Building a Uro's Reed Boat Part 2: What Hasnt Changed

Gregorio removing flowers from reed to be used in the borders
The title is somewhat mis-leading in a few ways. To start, the little I know lacks far too much to be able to say exactly what hasn't changed in this important and old tradition. Secondly, all things change.  In any case, the builders among the Uros community in the Bay of Puno maintain many techniques, traditions, methods, and materials, that have changed little in their essence from the day the ecology of the lake met the ingenuity of the Uros ansestors.

An underlying force that hasn't changed in the tradition is hard work. Simply looking at the worn and muscular hands of Victor, Wilber, and Gregorio can give a glimpse into the relentless ability these builders have to get things done. Harvesting totora, designing the boat, and especially wrapping and tightening the cord are no easy tasks, and these men can go longer than I thought possible.

After an entire day of working since sunrise, Wilber still tightening the cord using traditional tools
The design structure itself has changed little. The five pieces, two big pieces in the body with a corazon in between and the two border pieces is the same great idea. The process of building the corazon and borders has many elements of the traditional methods. It begins with weaving together opposite pieces of totora reeds, where a rope weaves in and out of 6-8 reeds. This is done at a half meter interval or so for as long as the boat needs to be. Once a matt of totora is weaved, bundles of reeds are places on the mat and then wraped, creating a the roll of reeds.

Weaving the outside of the corazon

almost finished with the corazon

Putting cord on the boats and arching the ends involved poles of eucalyptus (an introduced species from Australia) and a great deal of muscle. Poles placed across the boat keep the corazon above the center of the boat as we wrap cord around. The ends are lifted with 2-3 people, two poles standing straight up on either side of the end and tied with a cross pole. After wraping with cord tightly to keep in place, the ends are lifted more and more until the desired curve is attained, using support ropes attached to the other end of the boat.

curving the ends

Wraping the three body pieces with cord

The is measuring system essentially the same, based in the mind of these intelligent builders. Arms and fingers are used to determine the lengths and sizes of things. For example, the spacing between cords on the final wrap of the main body are two finger distances apart.
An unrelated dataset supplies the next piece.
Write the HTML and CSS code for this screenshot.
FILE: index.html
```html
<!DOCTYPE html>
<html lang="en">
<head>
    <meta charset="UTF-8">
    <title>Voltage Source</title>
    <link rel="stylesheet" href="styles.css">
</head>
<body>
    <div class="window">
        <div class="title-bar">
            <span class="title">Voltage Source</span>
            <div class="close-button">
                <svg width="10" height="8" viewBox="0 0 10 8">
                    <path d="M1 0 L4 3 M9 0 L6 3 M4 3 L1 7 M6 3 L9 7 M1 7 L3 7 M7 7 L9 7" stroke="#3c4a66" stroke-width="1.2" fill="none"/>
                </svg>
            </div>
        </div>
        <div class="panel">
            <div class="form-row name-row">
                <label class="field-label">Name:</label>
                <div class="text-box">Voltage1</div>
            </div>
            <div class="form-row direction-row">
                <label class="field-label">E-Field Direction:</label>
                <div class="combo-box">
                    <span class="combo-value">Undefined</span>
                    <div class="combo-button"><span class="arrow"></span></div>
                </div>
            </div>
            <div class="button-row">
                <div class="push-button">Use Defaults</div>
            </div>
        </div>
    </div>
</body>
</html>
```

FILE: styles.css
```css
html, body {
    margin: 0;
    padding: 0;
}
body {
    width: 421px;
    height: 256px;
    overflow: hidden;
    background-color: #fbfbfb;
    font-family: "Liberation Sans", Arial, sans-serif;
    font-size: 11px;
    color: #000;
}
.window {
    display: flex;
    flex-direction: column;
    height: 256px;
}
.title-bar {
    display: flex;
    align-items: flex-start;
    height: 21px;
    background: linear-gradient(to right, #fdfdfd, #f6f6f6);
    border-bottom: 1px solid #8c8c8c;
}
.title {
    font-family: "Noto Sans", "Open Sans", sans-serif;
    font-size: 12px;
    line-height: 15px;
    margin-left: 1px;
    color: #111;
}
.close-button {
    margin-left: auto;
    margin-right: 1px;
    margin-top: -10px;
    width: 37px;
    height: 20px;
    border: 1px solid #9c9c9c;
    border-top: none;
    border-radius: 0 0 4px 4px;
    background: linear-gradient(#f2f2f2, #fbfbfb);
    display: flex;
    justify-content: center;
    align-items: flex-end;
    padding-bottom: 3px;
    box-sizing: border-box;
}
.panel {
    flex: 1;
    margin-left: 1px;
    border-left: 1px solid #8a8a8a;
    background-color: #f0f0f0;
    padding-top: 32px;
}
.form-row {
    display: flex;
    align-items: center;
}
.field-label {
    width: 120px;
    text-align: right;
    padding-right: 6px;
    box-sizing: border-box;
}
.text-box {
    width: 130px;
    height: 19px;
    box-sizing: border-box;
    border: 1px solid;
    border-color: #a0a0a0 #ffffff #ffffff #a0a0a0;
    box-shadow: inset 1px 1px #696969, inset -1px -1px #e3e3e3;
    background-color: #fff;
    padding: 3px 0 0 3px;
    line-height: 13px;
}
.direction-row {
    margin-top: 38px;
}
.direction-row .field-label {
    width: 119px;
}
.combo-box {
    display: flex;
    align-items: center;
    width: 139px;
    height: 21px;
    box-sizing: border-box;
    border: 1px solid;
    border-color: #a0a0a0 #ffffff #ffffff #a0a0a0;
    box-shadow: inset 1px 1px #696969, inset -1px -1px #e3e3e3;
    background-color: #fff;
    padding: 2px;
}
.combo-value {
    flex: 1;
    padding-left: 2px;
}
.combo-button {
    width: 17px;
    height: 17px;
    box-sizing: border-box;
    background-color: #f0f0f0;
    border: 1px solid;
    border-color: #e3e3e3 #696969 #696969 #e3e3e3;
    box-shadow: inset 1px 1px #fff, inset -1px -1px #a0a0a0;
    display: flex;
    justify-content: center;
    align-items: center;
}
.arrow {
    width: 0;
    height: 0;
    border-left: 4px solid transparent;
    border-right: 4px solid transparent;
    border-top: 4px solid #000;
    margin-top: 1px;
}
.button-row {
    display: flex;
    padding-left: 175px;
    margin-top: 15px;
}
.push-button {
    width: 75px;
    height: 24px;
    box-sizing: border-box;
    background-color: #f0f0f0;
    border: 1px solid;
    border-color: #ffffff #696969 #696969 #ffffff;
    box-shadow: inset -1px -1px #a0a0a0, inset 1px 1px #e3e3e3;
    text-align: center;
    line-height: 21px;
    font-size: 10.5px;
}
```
Wilber measuring rope with his arm

The tools, passed down from generation to generation, uphold much of this material tradition. Only acquired at religious festivals, the two main tools of the totora boat building process are the ccarwhato, a small hooked tree root used to tighten the cord, and the Lakena, an extremely hard rootball used to pound the totora for tightening, which would also have been used to pound and prepared traditional grass for cord making.

This boat building process is sacred. That exists still. Before totora is harvested, before the building process begins, durring the process, and once the boat is launched, something is given to Pachamama, or Mother Earth, in the Aymara tradition. Whether water or a soft drink, the meaning behind the tradition remains the same. The respect is the same It was an spiritual experience building this boat and the experience was a deeply meaningful gift.